* YOUR OBJECTIVE: Locate every line below that contains the word "this" and copy it.

* SOURCE RECORDS:
■ ■ ■ ■ ■ ■ ■

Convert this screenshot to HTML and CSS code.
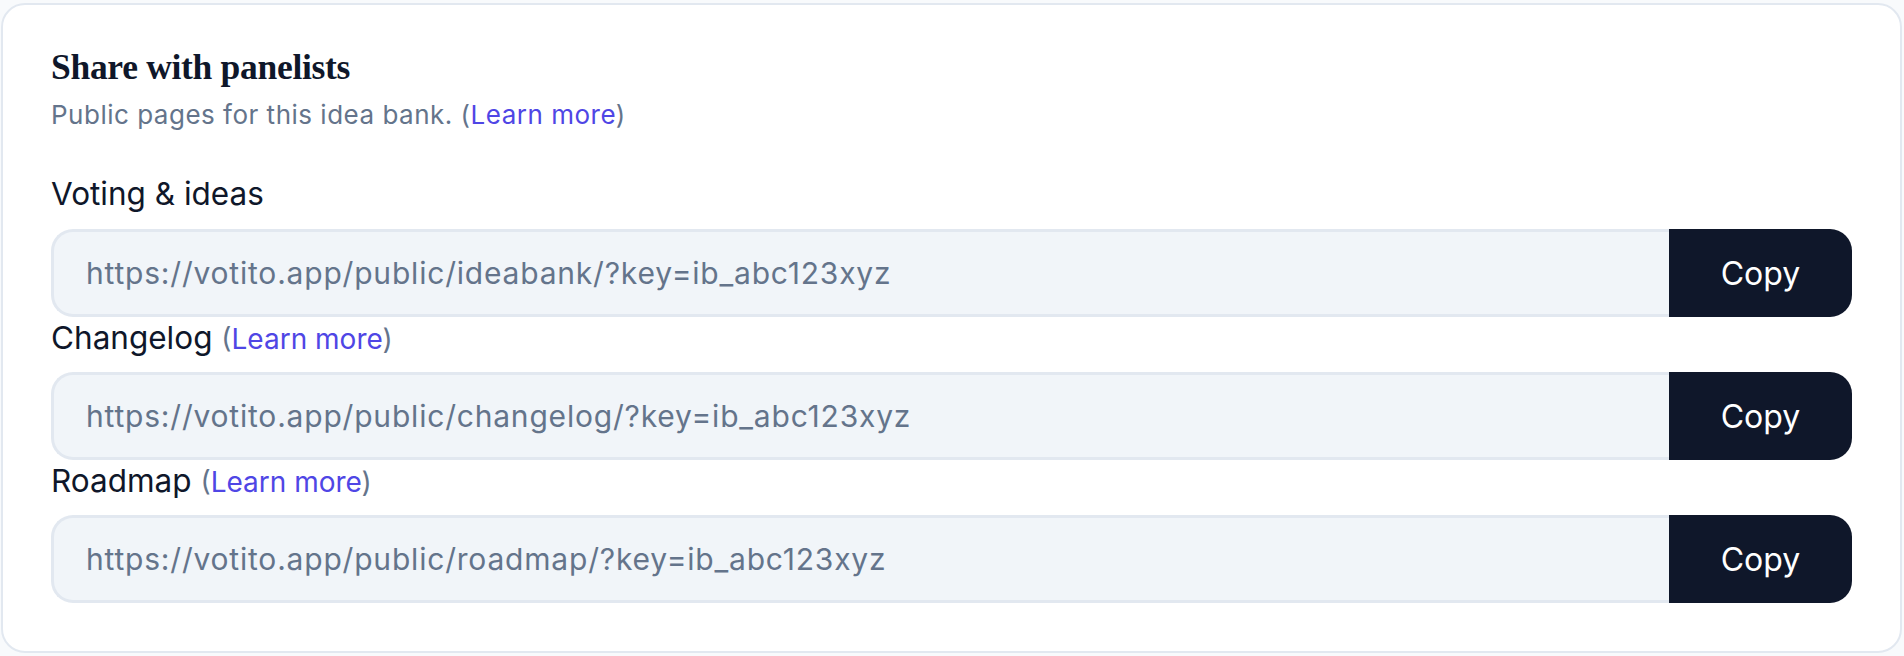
FILE: index.html
```html
<!DOCTYPE html>
<html lang="en">
<head>
    <meta charset="UTF-8">
    <meta name="viewport" content="width=device-width, initial-scale=1.0">
    <title>Share with panelists</title>
    <link rel="stylesheet" href="styles.css">
</head>
<body>
    <div class="page">
        <div class="card">
            <h2 class="card-title">Share with panelists</h2>
            <p class="card-sub">Public pages for this idea bank. (<a href="#">Learn more</a>)</p>

            <div class="field first">
                <div class="field-label">Voting &amp; ideas</div>
                <div class="copy-row">
                    <input class="copy-input" type="text" readonly value="https://votito.app/public/ideabank/?key=ib_abc123xyz">
                    <button class="copy-btn">Copy</button>
                </div>
            </div>

            <div class="field">
                <div class="field-label">Changelog <span class="paren">(<a href="#">Learn more</a>)</span></div>
                <div class="copy-row">
                    <input class="copy-input" type="text" readonly value="https://votito.app/public/changelog/?key=ib_abc123xyz">
                    <button class="copy-btn">Copy</button>
                </div>
            </div>

            <div class="field">
                <div class="field-label">Roadmap <span class="paren">(<a href="#">Learn more</a>)</span></div>
                <div class="copy-row">
                    <input class="copy-input" type="text" readonly value="https://votito.app/public/roadmap/?key=ib_abc123xyz">
                    <button class="copy-btn">Copy</button>
                </div>
            </div>
        </div>
    </div>
</body>
</html>
```

FILE: styles.css
```css
body {
    margin: 0;
    padding: 0;
    background: #f8fafc;
    font-family: 'Inter', 'Noto Sans', sans-serif;
    color: #0f172a;
}

.page {
    padding: 3px 2px 0 1px;
}

.card {
    background: #fff;
    border: 2px solid #e2e8f0;
    border-radius: 24px;
    padding: 42px 48px 48px;
}

.card-title {
    margin: 0;
    font-family: 'Liberation Serif', serif;
    font-weight: bold;
    font-size: 35.5px;
    line-height: 40px;
    letter-spacing: -0.3px;
    color: #0f172a;
}

.card-sub {
    margin: 12px 0 0;
    font-size: 26px;
    line-height: 32px;
    letter-spacing: 0.5px;
    color: #64748b;
}

a {
    color: #4f46e5;
    text-decoration: none;
}

.field {
    display: flex;
    flex-direction: column;
}

.field.first {
    margin-top: 42px;
}

.field-label {
    height: 40px;
    font-size: 31.5px;
    line-height: 40px;
    margin: 1px 0 14px;
    color: #0f172a;
    white-space: nowrap;
}

.field.first .field-label {
    margin-bottom: 15px;
}

.paren {
    font-size: 28px;
    line-height: 1;
    color: #64748b;
}

.copy-row {
    display: flex;
    height: 88px;
}

.copy-input {
    flex: 1;
    min-width: 0;
    box-sizing: border-box;
    height: 88px;
    margin: 0;
    padding: 0 32px;
    border: 3px solid #e2e8f0;
    border-right: none;
    border-radius: 22px 0 0 22px;
    background: #f1f5f9;
    font-family: inherit;
    font-size: 30px;
    letter-spacing: 0.8px;
    color: #64748b;
    outline: none;
}

.copy-btn {
    width: 183px;
    height: 88px;
    margin: 0;
    border: none;
    border-radius: 0 22px 22px 0;
    background: #0f172a;
    color: #fff;
    font-family: inherit;
    font-size: 32px;
    cursor: pointer;
}
```
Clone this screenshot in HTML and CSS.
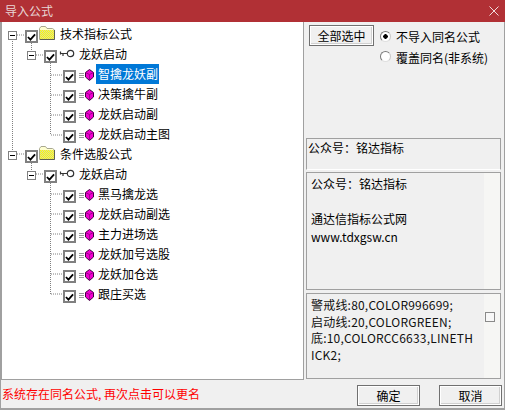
FILE: index.html
```html
<!DOCTYPE html>
<html lang="zh">
<head>
<meta charset="utf-8">
<title>导入公式</title>
<link rel="stylesheet" href="styles.css">
</head>
<body>
<svg class="defs" width="0" height="0" aria-hidden="true">
  <defs>
    <pattern id="dither" width="2" height="2" patternUnits="userSpaceOnUse">
      <rect width="2" height="2" fill="#ffff00"/>
      <rect width="1" height="1" fill="#d8d8a0"/>
      <rect x="1" y="1" width="1" height="1" fill="#d8d8a0"/>
    </pattern>
    <symbol id="i-folder" viewBox="0 0 16 14">
      <path d="M.5 13.5V2.5L2 .5H6.5L8 2.5H13.5L15.5 4V13.5Z" fill="#ffffd0" stroke="#a8a890"/>
      <rect x="1" y="4" width="14" height="9" fill="url(#dither)"/>
      <path d="M1 13.5H15.5V4" fill="none" stroke="#606050"/>
    </symbol>
    <symbol id="i-key" viewBox="0 0 16 9">
      <circle cx="11.5" cy="4.5" r="3.2" fill="#fff" stroke="#333" stroke-width="1.2"/>
      <path d="M8 4.5H1M1.5 2.5V5.5M4 4.5V7" fill="none" stroke="#333" stroke-width="1.2"/>
    </symbol>
    <symbol id="i-gem" viewBox="0 0 15 12">
      <path d="M0 4.5H5M0 6.5H5M0 8.5H5" stroke="#999" stroke-width="1"/>
      <path d="M10.5 .5L14.5 3.5V8L10.5 11.5L6.5 8V3.5Z" fill="#f000d0" stroke="#400040" stroke-width="1"/>
      <path d="M10.5 5.5V11M6.5 3.5L10.5 5.5L14.5 3.5" fill="none" stroke="#a00090" stroke-width="1"/>
    </symbol>
    <symbol id="i-check" viewBox="0 0 10 9">
      <path d="M1 4.5L3.8 7.5L9 1.5" fill="none" stroke="#000" stroke-width="2"/>
    </symbol>
  </defs>
</svg>
<div class="window">
  <header class="titlebar">
    <span class="title">导入公式</span>
    <svg class="close" width="10" height="10" viewBox="0 0 10 10"><path d="M.5 .5L9.5 9.5M9.5 .5L.5 9.5" stroke="#f0dcdc" stroke-width="1"/></svg>
  </header>
  <div class="content">
    <div class="tree">
      <svg class="lines" width="100" height="300" aria-hidden="true">
        <path d="M10.5 17V129M29.5 21V28M48.5 41V113M29.5 141V148M48.5 161V272" class="dots"/>
        <path d="M15 13H23M34 33H42M49 53H61M49 73H61M49 93H61M49 113H61M15 132H23M34 152H42M49 172H61M49 192H61M49 212H61M49 232H61M49 252H61M49 272H61" class="dots"/>
      </svg>
      <div class="row lvl0"><span class="exp"></span><span class="cb"><svg><use href="#i-check"/></svg></span><svg class="ico folder"><use href="#i-folder"/></svg><span class="label">技术指标公式</span></div>
      <div class="row lvl1"><span class="exp"></span><span class="cb"><svg><use href="#i-check"/></svg></span><svg class="ico key"><use href="#i-key"/></svg><span class="label">龙妖启动</span></div>
      <div class="row lvl2"><span class="cb"><svg><use href="#i-check"/></svg></span><svg class="ico gem"><use href="#i-gem"/></svg><span class="label selected">智擒龙妖副</span></div>
      <div class="row lvl2"><span class="cb"><svg><use href="#i-check"/></svg></span><svg class="ico gem"><use href="#i-gem"/></svg><span class="label">决策擒牛副</span></div>
      <div class="row lvl2"><span class="cb"><svg><use href="#i-check"/></svg></span><svg class="ico gem"><use href="#i-gem"/></svg><span class="label">龙妖启动副</span></div>
      <div class="row lvl2"><span class="cb"><svg><use href="#i-check"/></svg></span><svg class="ico gem"><use href="#i-gem"/></svg><span class="label">龙妖启动主图</span></div>
      <div class="row lvl0"><span class="exp"></span><span class="cb"><svg><use href="#i-check"/></svg></span><svg class="ico folder"><use href="#i-folder"/></svg><span class="label">条件选股公式</span></div>
      <div class="row lvl1"><span class="exp"></span><span class="cb"><svg><use href="#i-check"/></svg></span><svg class="ico key"><use href="#i-key"/></svg><span class="label">龙妖启动</span></div>
      <div class="row lvl2"><span class="cb"><svg><use href="#i-check"/></svg></span><svg class="ico gem"><use href="#i-gem"/></svg><span class="label">黑马擒龙选</span></div>
      <div class="row lvl2"><span class="cb"><svg><use href="#i-check"/></svg></span><svg class="ico gem"><use href="#i-gem"/></svg><span class="label">龙妖启动副选</span></div>
      <div class="row lvl2"><span class="cb"><svg><use href="#i-check"/></svg></span><svg class="ico gem"><use href="#i-gem"/></svg><span class="label">主力进场选</span></div>
      <div class="row lvl2"><span class="cb"><svg><use href="#i-check"/></svg></span><svg class="ico gem"><use href="#i-gem"/></svg><span class="label">龙妖加号选股</span></div>
      <div class="row lvl2"><span class="cb"><svg><use href="#i-check"/></svg></span><svg class="ico gem"><use href="#i-gem"/></svg><span class="label">龙妖加仓选</span></div>
      <div class="row lvl2"><span class="cb"><svg><use href="#i-check"/></svg></span><svg class="ico gem"><use href="#i-gem"/></svg><span class="label">跟庄买选</span></div>
    </div>
    <aside class="side">
      <div class="options">
        <button class="btn selectall">全部选中</button>
        <div class="radios">
          <div class="radio-row"><span class="radio on"></span><span>不导入同名公式</span></div>
          <div class="radio-row"><span class="radio"></span><span class="lower">覆盖同名(非系统)</span></div>
        </div>
      </div>
      <div class="box name">公众号：铭达指标</div>
      <div class="box desc">公众号：铭达指标<br><br>通达信指标公式网<br>www.tdxgsw.cn</div>
      <div class="box code">
        <div class="code-text">警戒线:80,COLOR996699;<br>启动线:20,COLORGREEN;<br>底:10,COLORCC6633,LINETH<br>ICK2;</div>
        <span class="small-cb"></span>
      </div>
    </aside>
  </div>
  <footer class="footer">
    <span class="status">系统存在同名公式, 再次点击可以更名</span>
    <div class="actions">
      <button class="btn action">确定</button>
      <button class="btn action">取消</button>
    </div>
  </footer>
</div>
</body>
</html>
```
FILE: styles.css
```css
* { box-sizing: border-box; }
html, body { margin: 0; padding: 0; }
body {
  width: 505px;
  height: 410px;
  overflow: hidden;
  font-family: "Noto Sans CJK SC", "Liberation Sans", sans-serif;
  font-size: 12px;
  color: #000;
}
.defs { position: absolute; }
.window {
  width: 505px;
  height: 410px;
  display: flex;
  flex-direction: column;
  background: #f0f0f0;
  border: 1px solid #a0a0a0;
  border-top: 0;
  border-bottom: 2px solid #a0a0a0;
}
.titlebar {
  height: 22px;
  flex: none;
  margin: 0 -1px;
  background: #b13035;
  display: flex;
  align-items: center;
  justify-content: space-between;
  padding: 0 6px 0 5px;
  color: #e8d6d6;
}
.title { font-size: 12px; line-height: 22px; }
.content {
  height: 358px;
  flex: none;
  display: flex;
}
.tree {
  position: relative;
  width: 303px;
  flex: none;
  background: #fff;
  border-left: 1px solid #a0a0a0;
  border-right: 1px solid #a0a0a0;
  border-bottom: 1px solid #a0a0a0;
  padding-top: 2px;
}
.lines { position: absolute; left: 0; top: 0; }
.dots { fill: none; stroke: #808080; stroke-width: 1; stroke-dasharray: 1 1; }
.row {
  position: relative;
  height: 20px;
  display: flex;
  align-items: flex-start;
}
.lvl0 { padding-left: 6px; }
.lvl1 { padding-left: 25px; }
.lvl2 { padding-left: 61px; }
.exp {
  width: 9px;
  height: 9px;
  flex: none;
  border: 1px solid #808080;
  background: linear-gradient(#000, #000) center / 5px 1px no-repeat #fff;
  margin: 7px 8px 0 0;
}
.cb {
  width: 13px;
  height: 13px;
  flex: none;
  border: 2px solid #808080;
  background: #fff;
  display: flex;
  align-items: center;
  justify-content: center;
  margin-top: 6px;
}
.cb svg { width: 9px; height: 8px; display: block; }
.ico { flex: none; display: block; }
.folder { width: 16px; height: 14px; margin: 2px 3px 0 1px; }
.key { width: 16px; height: 9px; margin: 5px 2px 0 2px; }
.gem { width: 15px; height: 12px; margin: 5px 2px 0 3px; }
.label { line-height: 20px; padding: 0 1px 0 2px; white-space: nowrap; }
.selected { background: #0078d7; color: #fff; }
.side {
  flex: 1;
  min-width: 0;
  display: flex;
  flex-direction: column;
  padding-left: 2px;
}
.options {
  height: 116px;
  flex: none;
  display: flex;
  align-items: flex-start;
  padding: 3px 0 0 3px;
}
.btn {
  font: inherit;
  color: #000;
  background: #f0f0f0;
  border: 1px solid #707070;
  box-shadow: inset 0 0 0 1px #fff, inset -1px -1px 0 1px #d0d0d0;
  padding: 0;
}
.selectall { width: 65px; height: 21px; }
.radios { margin: 1px 0 0 6px; display: flex; flex-direction: column; }
.radio-row { height: 20px; display: flex; align-items: center; gap: 5px; white-space: nowrap; }
.lower { padding-top: 2px; }
.radio {
  width: 11px;
  height: 11px;
  border-radius: 50%;
  border: 1px solid;
  border-color: #7a7a7a #c8c8c8 #e0e0e0 #7a7a7a;
  background: #fff;
  flex: none;
}
.radio.on { background: radial-gradient(circle, #000 0 2px, #fff 2.5px); }
.box {
  border: 1px solid #a0a0a0;
  background: #f0f0f0;
  margin-right: 3px;
  flex: none;
}
.name {
  height: 32px;
  padding-left: 1px;
  line-height: 17px;
  border-bottom-color: #fff;
}
.desc {
  height: 118px;
  margin-top: 2px;
  padding: 2px 0 0 4px;
  line-height: 17.5px;
  background: linear-gradient(to right, #f0f0f0 177px, #f6f6f4 177px);
}
.code {
  height: 86px;
  margin-top: 3px;
  padding: 3px 5px 0 4px;
  display: flex;
  justify-content: space-between;
  align-items: flex-start;
  line-height: 16.7px;
  background: linear-gradient(to right, #f0f0f0 177px, #f6f6f4 177px);
}
.code-text { white-space: nowrap; color: #111; letter-spacing: .2px; }
.small-cb {
  width: 10px;
  height: 10px;
  border: 1px solid #8a8a8a;
  background: #f8f8f8;
  margin-top: 15px;
  flex: none;
}
.footer {
  flex: 1;
  min-height: 0;
  display: flex;
  align-items: center;
  justify-content: space-between;
  padding: 0 2px 0 1px;
}
.status { color: #f00; line-height: 20px; white-space: nowrap; }
.actions { display: flex; gap: 19px; margin-top: 3px; }
.action { width: 63px; height: 21px; }
```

■ ■ ■ ■ ■ ■ ■

* EXERCISE OUTPUT:
Convert this screenshot to HTML and CSS code.
            <p class="card-sub">Public pages for this idea bank. (<a href="#">Learn more</a>)</p>
Clone this screenshot in HTML and CSS.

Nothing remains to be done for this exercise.